Because Windows applications often demand privileges when installing or updating quite basic applications and add-ons, the easiest if most extreme response is to either fully enable or completely block such privileges. Some incorrectly assume that only esoteric apps still ask for admin rights but this is far from the truth. Here are a few common examples that will ask for privilege elevation:
- Flash Installer/Updater
- Apple iTunes
- Google Chrome
- Adobe Acrobat Updater
- Blackberry Desktop Manager
- Citrix GoToMeeting
- Cisco WebEx
- HP Universal Printer Driver
- VLC Media Player
- Adobe AIR
To this should be added countless examples of legacy and bespoke applications. Blocking or enabling offers certainty but is counter-productive; enabling privileges allows dangerous applications to run at will while removing them stops legitimate and even necessary ones from running at all.

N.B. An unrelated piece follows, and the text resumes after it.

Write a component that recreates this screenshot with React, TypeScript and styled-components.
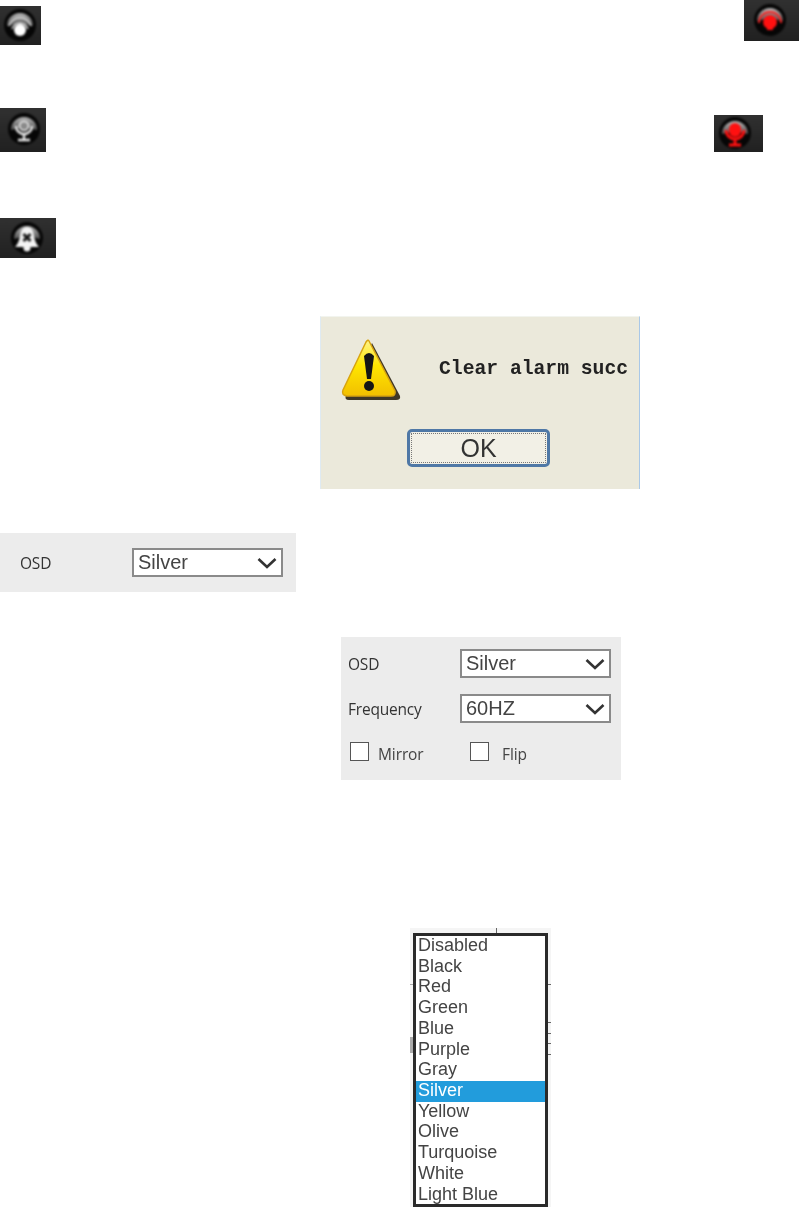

The common solution to this software checkmate that has been available since Windows Vista and Windows 7 is to allow privilege escalation on demand through User Account Control (UAC), but this too comes at a price; admins are bombarded with requests for passwords to elevate application privileges without the visibility to know whether a specific request is justified. Generation Y, meanwhile, is frustrated at even having to ask.
The Windows 7 ‘moment’
Migration to Windows 7 has turned out to be the important moment where organisations reassessed hardened assumptions about the way employees use and access applications and a growing number have concluded that the rational response is to invest in least privilege management. With this design, users can request application admin privileges on a case-by-case basis after authenticating themselves in a way that offers audited admin oversight.
The user is given the privileges he or she needs and can use applications on demand with the added benefit that admins are given some visibility into which new applications are finding their way on to the ‘required’ list of the workforce. These rights can be revoked when they are no longer needed, which could be as little as minutes later.
This model overcomes the unhelpful cultural barrier that can spring up between those whose job it is to administer software and employees who might be asking for unsanctioned but potentially beneficial applications admins haven’t even heard of.
There’s no simple answer to identifying which applications might be beneficial and which will turn out to be a productivity-sapping chore. It depends on the type of organisation and the specific set of workers. Where might red lines be drawn?
In the blocked group will sit obviously malign applications (i.e. malware) or illegal or inconvenient (e.g. bandwidth-consuming P2P or video), but in truth the overwhelming majority will be tagged rather unhelpfully as ‘grey’, their status unknown.
A good example of this is Skype, deemed appropriate for some users and organisations but not for others required to meet regulatory constraints that an encrypted channel into and out of the organisation clearly infringes. It just depends. With application and privilege management admins will at least have an overview of an application’s popularity inside an organisation the better to make an informed decision.
Opportunity not threat
From the point of view of traditional, centralised IT, BYOD and consumer software are inherently difficult to assimilate. Admins are instinctively wary and with good reason. In conventional IT, the users are the source of most problems starting with the misuse of software. But here’s an intriguing thought; far from being negative and risky, perhaps the way Generation Y adopts new applications could have long-term benefits if a way can be found to accommodate the behaviour.
It’s tempting to see the gulf that has grown up between admins and users in some organisations as a culture clash of two age groups, the LAN Generation (let’s call them ‘Generation X’ because it conveniently references people born in the 1960s) and the younger Generation Y that has been the subject of this feature.
This would be a mistake although it does neatly outline the different attitude of workers who grew up with the PC and Internet in the 1980s and 1990s and for whom the challenge was simple: get things to work. Years on, for Generation Y the challenge is less a technical one than a social one: how to change the way things work.
Age, then, is better seen as a motif for divisions that grow up in all organisations between hierarchies, between those whose job it is to manage and those who carry out its most basic functions and look for as many short cuts as possible.
What the emergence of Generation Tech suggests is that technology has changed in ways that offer huge benefits and the best response is to adapt rather than deny, and to involve workers in choosing and developing applications rather than turning them into slaves to the UAC prompt and login box. Applications are not the enemy and neither are the people who use (or want to use) them. They are the managers of tomorrow and future of all organisations that want to stick around.